Among the collection of unusual oils is an absolute for Violet Leaf, and several trademarked oils, Fragonia, Pineapple Myrtle, and Mango Myrtle.

Additionally, she presents Copal and Copaiba, two plants native to South America with connections to the rituals and spiritual values of local cultures. For Copaiba (Copaiba officinalis), there are a dizzying number (close to 50!) of common names, although this is not surprising due to its range. Specifics concerning the products of the tree are presented.
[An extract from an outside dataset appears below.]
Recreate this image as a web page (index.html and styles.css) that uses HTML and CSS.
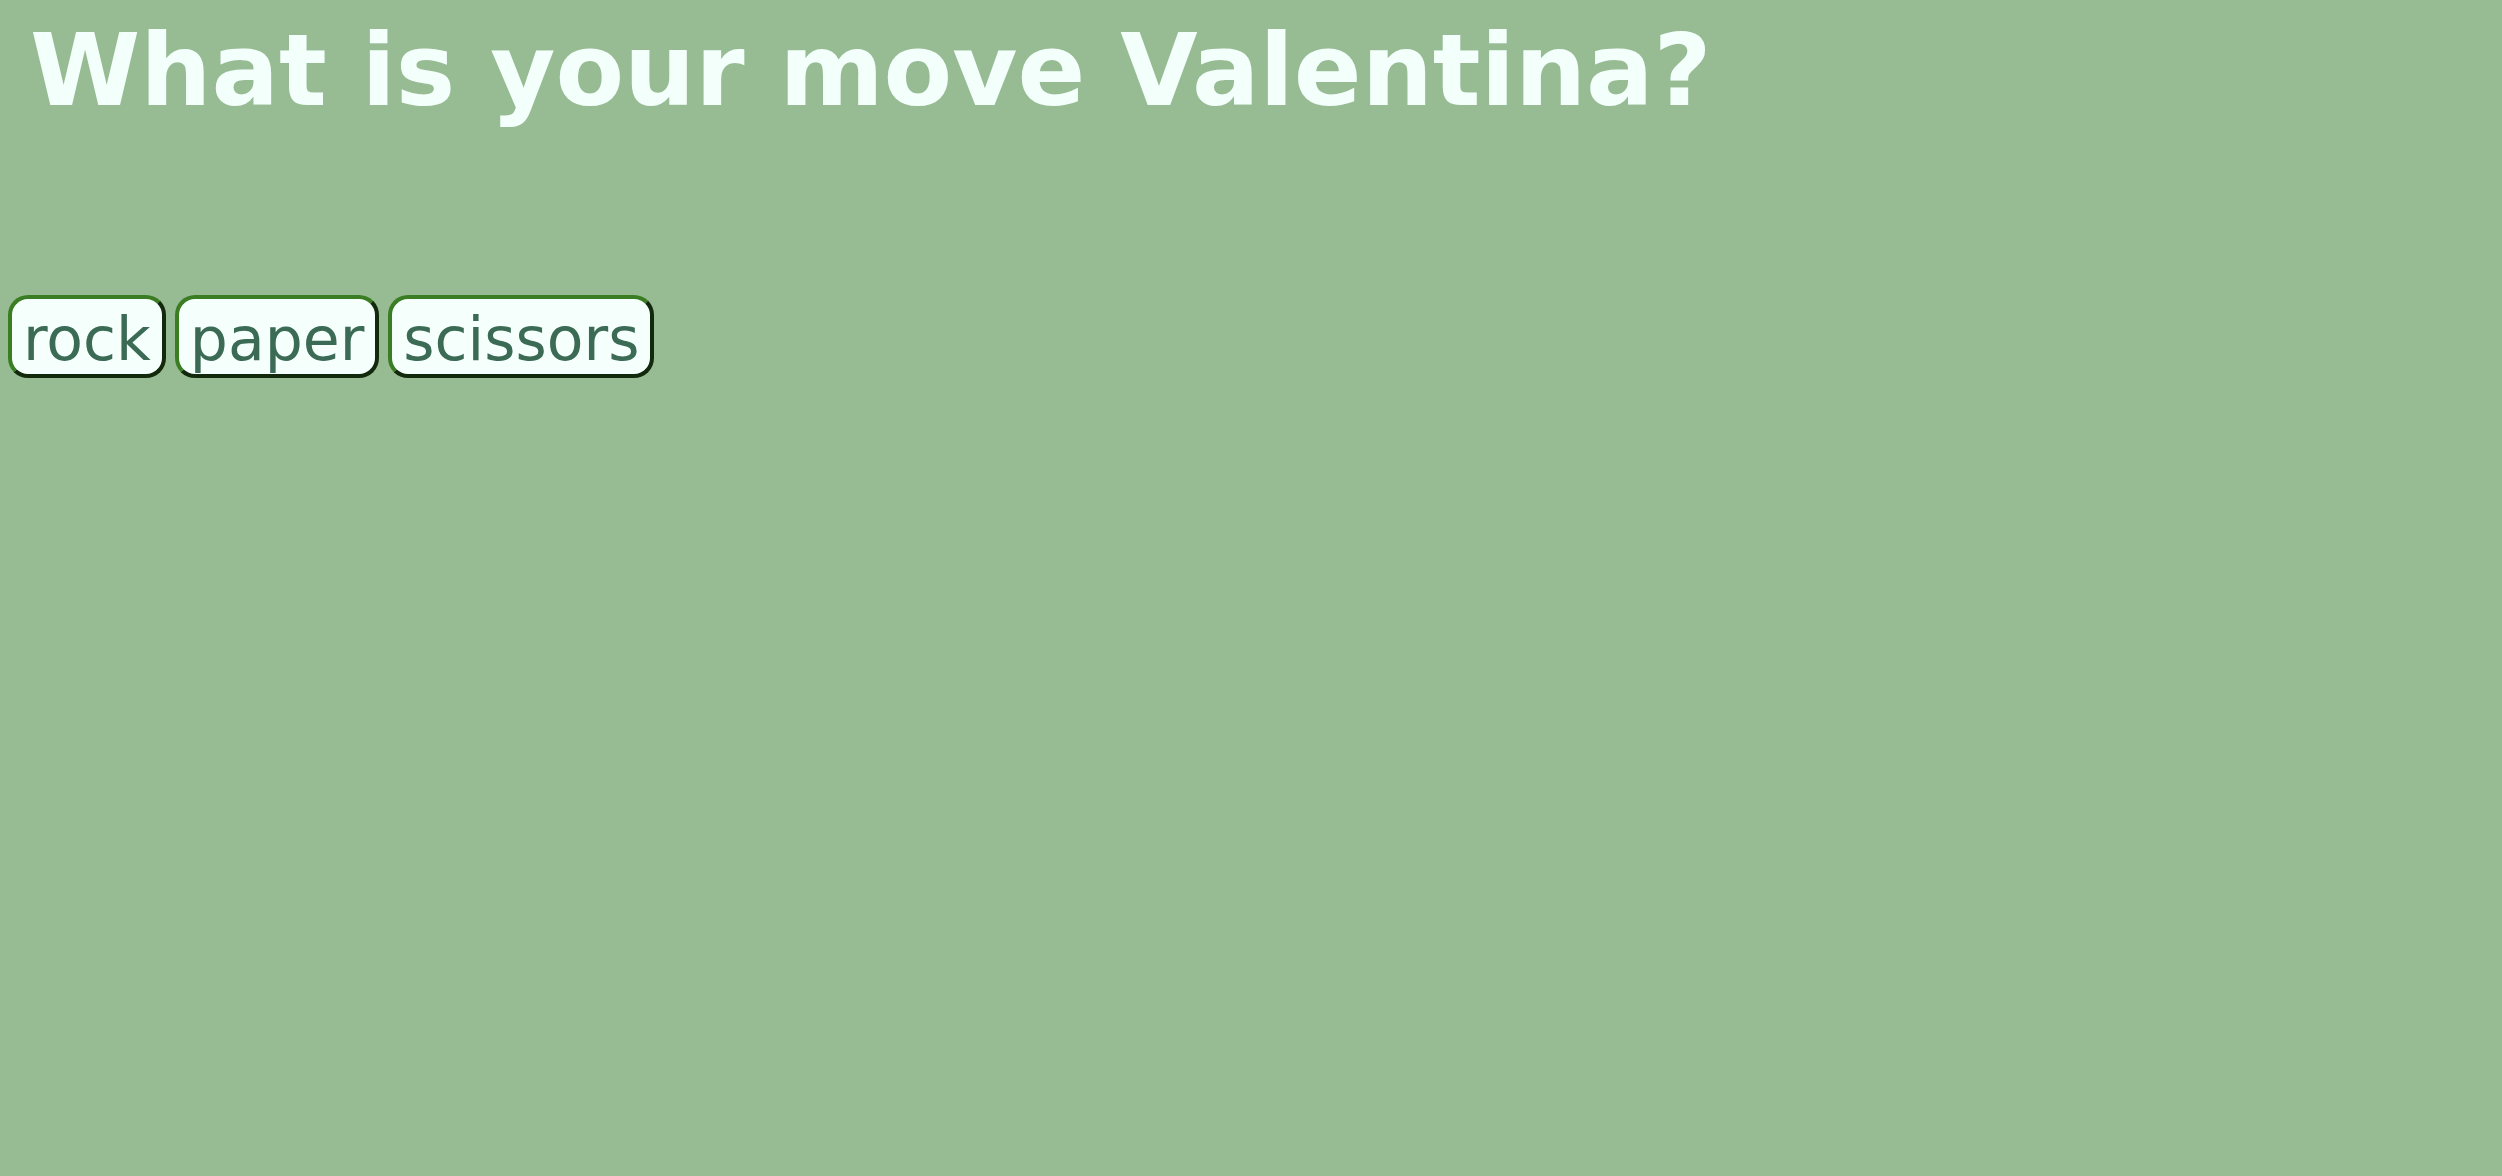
FILE: index.html
```html
<!DOCTYPE html>
<html>
<head>
<meta charset="utf-8">
<link rel="stylesheet" href="styles.css">
</head>
<body>
<h1 class="title">What is your move Valentina?</h1>
<div class="moves">
  <button class="move">rock</button>
  <button class="move">paper</button>
  <button class="move">scissors</button>
</div>
</body>
</html>
```
FILE: styles.css
```css
html, body {
  margin: 0;
  padding: 0;
  background: #97bb93;
  height: 100%;
}
body {
  font-family: "DejaVu Sans", sans-serif;
}
.title {
  margin: 12px 0 0 30px;
  font-size: 100px;
  font-weight: bold;
  line-height: normal;
  color: #f3fffb;
}
.moves {
  display: flex;
  align-items: flex-start;
  gap: 9px;
  margin: 166px 0 0 8px;
}
.move {
  font-family: "DejaVu Sans", sans-serif;
  font-size: 60px;
  line-height: normal;
  color: #3b6a55;
  background: #f5fffc;
  border: 4px outset #3b7d23;
  border-radius: 20px;
  padding: 5px 11px 0;
  margin: 0;
}
```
It’s helpful to have an open mind about a scent that’s new.  For example, Curry Leaf (Murraya koenigii) is an essential oil I hadn’t, and likely would not have, imagined as an essential oil. But after reading Helen’s book, I now know the aroma of the plant’s oils derives basically from monoterpenes, meaning it’s a mild essential oil.  Also its therapeutics are strongly posed to help digestive issues.  Helen’s blended it with Juniper and Grapefruit.  Or Clary Sage and Fennel. Having cooked with Curry Leaf many times, my blending senses are intrigued with these possibilities. Let’s see how I react in real-time and note what personality consciousness I can sense in the essential oil!

Conclusions

With essential oils, an overwhelming reason to choose them above other kinds of therapeutic substances is their significance to memory. The ways human beings have worshipped and adored aromatic plants for eons is today seen as a personal relationship, an influence on our smell sense, which doesn’t require thought or mental activity to work properly.

Those things being said, I ask, “what kind of information about these unusual essential oils is available?” I think that Working with Unusual Essential Oils meets the challenge of describing oils we’d otherwise not know about in concert with ones that we are already familiar with.  Couple that advantage with the author’s belief that time spent with an oil that helps increase our record of reactions to smells. And allows our personal smell vocabulary to bloom.

“As you smell the essential oil, it keeps changing …  Palo Santo has numerous layers … it’s deeply relaxing to work with …”

— Chapter on Palo Santo (Bursera graveolens)

Helen describes the sensation of smell as the sights, sounds and memories that reveal the personality of an oil. This ability is known as “synesthesia”, or cross-linking the senses. With exotics like Mango Myrtle, or any oil with a much plainer, less fanciful name, her way of receiving the gift, or knowledge of an aroma is truly unique.

Reading Working with Unusual Essential Oils gave me new perspectives in getting to know aromatic plants. I came to feel that as a reader, I’ll recognize a similar cadence in my experience, however distant, unfamiliar and faint it might seem at first. Accepting this idea, our responses take root in our memory. And may be understood better when I allow them space to express themselves!

It’s a human-plant, or plant-human, thing.

“Synaesthesia is the cross-modal assocation with colors, shapes, tones … and sometimes images and visions .”

— Forward by Jennifer Peace Rhind

NOTES:

Correspondences: known in esoteric herbalism as connections between one living being and another, regardless of outward appearances.

Synesthesia (American English spelling): a subjective sensation or image of a sense, rather than the one being stimulated. (Webster’s Ninth New Collegiate Dictionary)

Title of the Book Reviewed Above:

Working with Unusual Essential Oils by Helen Nagle-Smith, 2024. Published by Singing Dragon, Philadelphia, London.  271 p. Useful Resources, Bibliography

Further Notes about the Book Reviewed Above:

Aromatherapy as practiced today is a recent phenomenon beginning in the early decades of the 20th century.  In the Foreword to this book, find Jennifer Peace Rhind’s description of aromatherapists’ contributions to the trade for a concise history of how aromatherapists think about smell and aromatic plants.